The wish to leave is not based on the idea that they will have a much better material life abroad, but that they will live in a healthier society. Even people who think they will have a poorer individual standard of living abroad want to leave.
•Sarah Correia was talking to Martin Thomas from Solidarity
From 15th century: most of the region ruled by Ottoman Empire
19th century: Serbia wins independence. Slovenia, Croatia and Bosnia ruled by Austro-Hungarian empire.
1912-13: Balkan wars. Ottoman Empire pushed back, Serbia gains control over Kosova and Macedonia.
1918: first joint Yugoslav state formed. On Croatian initiative, but becomes heavily dominated by Serbian monarchy.
During World War 2: Catholic-fascist (Ustashe) Nazi puppet state in Croatia, ruling also over Bosnia. Nazi occupation regime in Serbia. Serbian royalists (Chetniks) sometimes fight Nazis, but more often collaborate. Stalinist-led Partisans fight Ustashe, Chetniks, Nazis, and win.

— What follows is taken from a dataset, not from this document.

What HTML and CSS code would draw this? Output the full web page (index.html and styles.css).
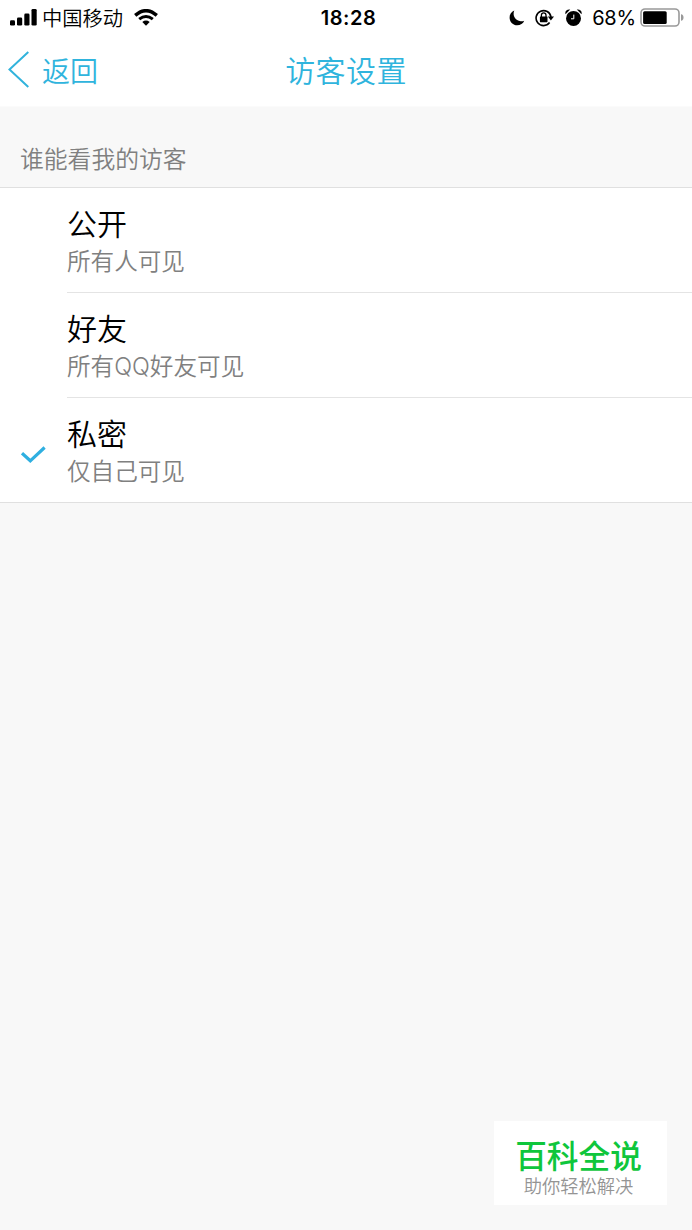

1945: second Yugoslav state. Stalinist-ruled, federal.
1948: Stalin attempts to topple Yugoslav leader Tito, whom he sees as too autonomous, and fails. Tito steers distinctive course (heavy reliance on market mechanisms, “self-management” in industry, free emigration) within “one-party” state model.
1980: Tito dies, replaced by “collective presidency” with rotating membership.
1988-9: Milosevic conducts “anti-bureaucratic revolution” in Serbia, actually a successful drive to establish Serbian (his) control over federal institutions.
1991: Slovenia and Croatia declare independence. Small military clashes in Slovenia; big war between Croatia and Milosevic.
1992: Bosnia declares independence. War with many atrocities until 1995, when Bosnia becomes independent under intricate big-power supervision.
1999: Milosevic launches drive to slaughter or drive out Kosovars. NATO intervenes, defeats Milosevic. Kosova eventually becomes independent under big-power supervision. Milosevic falls from power in 2000.